Lynx
Main star: Alpha Lyncis Hemisphere: northern Symbolism: The LynxAbout
Lynx is a constellation named after the animal, usually observed in the Northern Celestial Hemisphere. The constellation was introduced in the late 17th century by Johannes Hevelius. It is a faint constellation, with its brightest stars forming a zigzag line. The orange giant Alpha Lyncis is the brightest star in the constellation, and the semiregular variable star Y Lyncis is a target for amateur astronomers. Six star systems have been found to contain planets. Those of 6 Lyncis and HD 75898 were discovered by the Doppler method; those of XO-2, XO-4, XO-5 and WASP-13 were observed as they passed in front of the host star.
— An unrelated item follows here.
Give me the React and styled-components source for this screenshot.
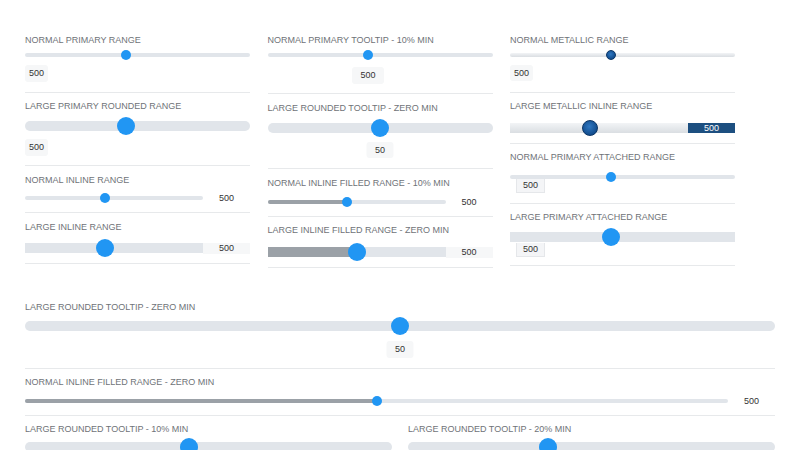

Within the constellation's borders lie NGC 2419, an unusually remote globular cluster; the galaxy NGC 2770, which has hosted three recent Type Ib supernovae; the distant quasar APM 08279+5255, whose light is magnified and split into multiple images by the gravitational lensing effect of a foreground galaxy; and the Lynx Supercluster, which was the most distant supercluster known at the time of its discovery in 1999.
History and mythology
Polish astronomer Johannes Hevelius formed the constellation in 1687 from 19 faint stars between the constellations Ursa Major and Auriga that earlier had been part of the obsolete constellation Jordanus Fluvius. Naming it Lynx because of its faintness, he challenged future stargazers to see it, declaring that only the lynx-eyed (those with good sight) would have been able to recognize it. Hevelius also used the name Tigris (Tiger) in his catalog but kept the former name only in his atlas. English astronomer John Flamsteed adopted the constellation in his catalog, published in 1712, and his subsequent atlas. According to 19th-century amateur astronomer Richard Hinckley Allen, the chief stars in Lynx "might well have been utilized by the modern constructor, whoever he was, of our Ursa Major to complete the quartette of feet."